Parnell, unlike Redmond, was ultimately committed to total Irish independence, saying that ‘No man has the right to fix the boundary to the march of a nation, no man has the right to say to his country thus far thou shalt go and no further’. Parnell was of the mind that Home Rule once achieved could be turned into a weapon to wrest full control of Ireland from Britain and deliver sovereignty into the hands of the Irish people. If the Fenians were prepared to accept Parnell’s bona fides, then we can be quite sure that Parnell was sincere in his separatist sentiments.

Nevertheless, despite those words on Parnell and Grattan, it does not justify their inclusion on a 1916 banner, which is designed to give pride of place to the so-called ‘constitutional nationalist’ tradition, as clear a contradiction in terms as you’ll ever get. How can a true nationalist accept as legitimate the constitution of a foreign power which claims the right to rule another people and country, and in this instance the constitution of a state that isn’t even a written document, but something that is made up on the whim of the ruling authority at any given time?

There is little which is more profoundly anti-democratic and anti-nationalist than that. To call nationalist those who supported the idea of attaining some kind of independence from a foreign power that has imposed its rule over parts of Ireland from 1169-1603 and 1922 to the present, and from 1603 to 1922 over the whole country, without once seeking legitimation for its presence from the Irish people, is an active inversion of the term ‘nationalist’.

This week Sir Bob Geldof, under the guise of a ‘documentary’ on Yeats of the most subjective vitriol, joined the queue of the Patsy McGarry, Kevin Myers, Ruth Dudley Edwards, John Bruton types to demean our national heroes. A knight of the British Empire pontificating to the Irish people that we had no right to assert unfettered national freedom is the height of hypocrisy, especially when he decries the bloodshed that occurred in the course of us striving for freedom. It’s all very simple. If the British Army left this country, there would have been no lives lost to attain what is due to us as a people.

Any individual who accepts a British knighthood has no right to lecture us or any other colonised people on their supposed illegitimate use of force to overthrow the tyranny foisted upon them by the blood-drenched entity for which he spews his drivel. This sad man, who clearly regrets his Irish birth, is incapable of understanding the motivations that drove people to take their freedom. Geldof has a proven record in this regard. Last year he told the Scots they should vote against their independence. He, like revisionists generally, is severely limited in grasping the appeal of sacrifice for a cause greater than the individual.
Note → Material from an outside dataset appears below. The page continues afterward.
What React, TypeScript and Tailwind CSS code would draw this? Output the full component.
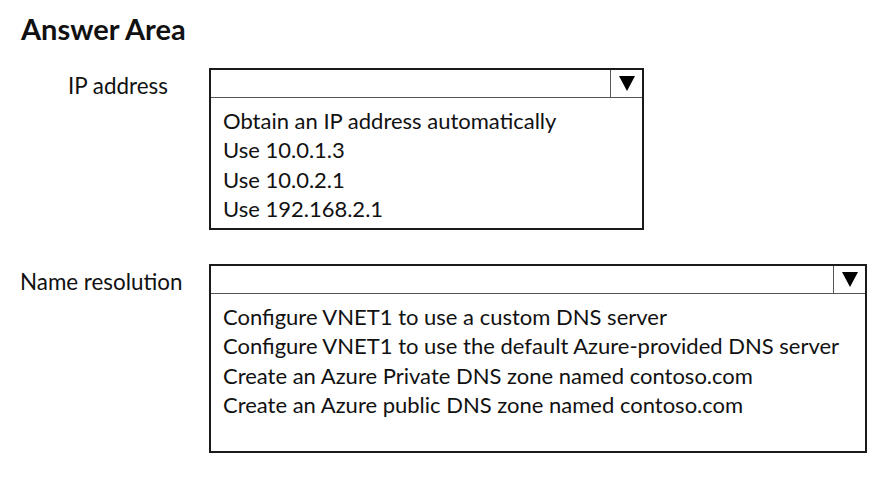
import React from "react";

function Arrow() {
  return (
    <svg width="16" height="15" viewBox="0 0 16 15">
      <polygon points="0,0 16,0 8,15" fill="#000" />
    </svg>
  );
}

function Dropdown({
  width,
  height,
  options,
}: {
  width: string;
  height: string;
  options: string[];
}) {
  return (
    <div className={`${width} ${height} border-2 border-[#1a1a1a] flex flex-col shrink-0`}>
      <div className="h-[28px] border-b border-[#555] flex justify-end shrink-0">
        <div className="w-[32px] border-l border-[#555] flex items-center justify-center">
          <Arrow />
        </div>
      </div>
      <div className="pt-[8px] pl-[12px] flex flex-col">
        {options.map((o) => (
          <div key={o} className="leading-[29.3px] text-[22px] whitespace-nowrap">
            {o}
          </div>
        ))}
      </div>
    </div>
  );
}

export default function App() {
  return (
    <div className="w-[886px] h-[477px] bg-white text-[#111] font-['Lato',_sans-serif] overflow-hidden">
      <div className="pt-[13px] pl-[21px] text-[29px] leading-[32px] font-bold">Answer Area</div>
      <div className="mt-[23px] flex items-start">
        <div className="w-[209px] shrink-0 pl-[68px] mt-[3px] text-[22.4px] leading-[29px]">IP address</div>
        <Dropdown
          width="w-[435px]"
          height="h-[162px]"
          options={[
            "Obtain an IP address automatically",
            "Use 10.0.1.3",
            "Use 10.0.2.1",
            "Use 192.168.2.1",
          ]}
        />
      </div>
      <div className="mt-[34px] flex items-start">
        <div className="w-[209px] shrink-0 pl-[20px] mt-[3px] text-[22.4px] leading-[29px]">Name resolution</div>
        <Dropdown
          width="w-[658px]"
          height="h-[189px]"
          options={[
            "Configure VNET1 to use a custom DNS server",
            "Configure VNET1 to use the default Azure-provided DNS server",
            "Create an Azure Private DNS zone named contoso.com",
            "Create an Azure public DNS zone named contoso.com",
          ]}
        />
      </div>
    </div>
  );
}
It is incorrect to say the Rising was anti-democratic. The Rising was determined to rid Ireland of British rule so that a functioning democracy with universal suffrage could be put in place as quickly as possible. It does not require a historian to interpret the Fenian Proclamations of 1867 and 1916 for that to be obvious. The Rising was about putting sovereignty into the hands of the Irish people, in political, cultural and economic realms. Under British rule, Ireland experienced a century and a half of penal laws, hundreds of years of property qualifications and a denial of the Irish people’s vote for full independence in the 1919 and 1921 elections. Ireland voted for 1916 Volunteers, Sinn Féin and a republic, the British government gave us the Black and Tans and all the fruits of empire that came with those paramilitaries.

Instead of having to spend time refuting the anti-Rising, anti-Irish splurges of a generally ‘liberal’ circle of supposed public thinkers, we should be reflecting on the Rising and what our tasks should be following on from that momentous occasion. All of the following are of equal importance. Without achieving one of these aims, we fall short of the achievement of a truly free Ireland. Firstly, Ireland should have a proactive neutral foreign policy. We should not take sides in foreign wars.
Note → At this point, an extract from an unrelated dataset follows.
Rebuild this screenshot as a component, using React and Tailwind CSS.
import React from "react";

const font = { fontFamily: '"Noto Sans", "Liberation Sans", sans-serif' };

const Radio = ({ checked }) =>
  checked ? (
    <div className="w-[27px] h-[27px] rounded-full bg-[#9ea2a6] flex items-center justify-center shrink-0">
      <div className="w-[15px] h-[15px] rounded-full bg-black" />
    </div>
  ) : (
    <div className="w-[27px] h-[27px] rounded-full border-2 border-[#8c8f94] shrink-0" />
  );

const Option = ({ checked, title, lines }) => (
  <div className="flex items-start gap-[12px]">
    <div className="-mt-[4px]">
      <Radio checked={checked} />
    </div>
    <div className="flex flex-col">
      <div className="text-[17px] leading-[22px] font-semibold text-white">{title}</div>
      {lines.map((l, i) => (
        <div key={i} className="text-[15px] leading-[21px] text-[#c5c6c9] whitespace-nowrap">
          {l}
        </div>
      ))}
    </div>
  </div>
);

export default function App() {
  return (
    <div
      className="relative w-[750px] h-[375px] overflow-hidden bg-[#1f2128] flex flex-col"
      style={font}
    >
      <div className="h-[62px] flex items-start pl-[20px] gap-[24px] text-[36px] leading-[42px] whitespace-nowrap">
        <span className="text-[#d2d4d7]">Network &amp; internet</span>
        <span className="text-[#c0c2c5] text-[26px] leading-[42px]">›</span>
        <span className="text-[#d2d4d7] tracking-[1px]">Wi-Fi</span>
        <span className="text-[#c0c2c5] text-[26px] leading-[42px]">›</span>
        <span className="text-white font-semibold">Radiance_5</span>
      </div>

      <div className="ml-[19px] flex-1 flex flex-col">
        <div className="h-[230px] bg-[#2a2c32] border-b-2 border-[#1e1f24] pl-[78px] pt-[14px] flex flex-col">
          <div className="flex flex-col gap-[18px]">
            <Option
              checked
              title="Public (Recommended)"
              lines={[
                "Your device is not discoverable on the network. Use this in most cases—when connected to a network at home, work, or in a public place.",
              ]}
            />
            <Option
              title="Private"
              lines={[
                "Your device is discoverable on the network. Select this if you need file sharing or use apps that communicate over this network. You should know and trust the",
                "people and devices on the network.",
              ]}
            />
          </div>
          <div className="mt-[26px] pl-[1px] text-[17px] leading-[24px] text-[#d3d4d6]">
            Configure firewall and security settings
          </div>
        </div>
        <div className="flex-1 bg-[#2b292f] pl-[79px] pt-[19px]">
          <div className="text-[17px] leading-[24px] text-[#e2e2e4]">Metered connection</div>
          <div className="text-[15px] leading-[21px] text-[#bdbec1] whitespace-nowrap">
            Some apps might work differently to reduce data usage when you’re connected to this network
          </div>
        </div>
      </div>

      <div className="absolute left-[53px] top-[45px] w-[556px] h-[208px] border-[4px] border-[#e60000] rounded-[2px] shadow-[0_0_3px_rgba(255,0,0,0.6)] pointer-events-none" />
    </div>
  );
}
That means telling the United States that they can’t use Ireland as a de-facto aircraft carrier for their bombing trips and invasions. Secondly, we need to regain sovereignty lost to the power bloc is the EU- in the immediate term we need to stop the sovereignty-stealing Trans-Atlantic Trade and Investment Partnership. Thirdly, we need to focus on achieving the demise of the British government’s slipping hold over Ireland so that all the people of Ireland’s thirty-two counties are able to shape our own future free from further British government interference, we’ve had enough of that.

Fourthly, we need to rebuild our links to our native language and history, we need to be confident in ourselves as a people with a proud past of unconquered resistance. We must never again allow governments to pursue the destruction of physical historical landmarks or the rewriting of Irish history. Finally, and just as crucially, we need to have a society based on principles of fairness and equality between citizens, where private companies cannot make enormous profits while their workers suffer, as we witness right now in the case of the Luas workers’ strike, an apt example of the failings of the Irish state to live up to the dreams of the 1916 revolutionaries on the centenary of their great act. We must strive for a society where resources are shared equally, not one where a certain infamous businessman has the contract for the event management of the state’s most prominent 1916 event.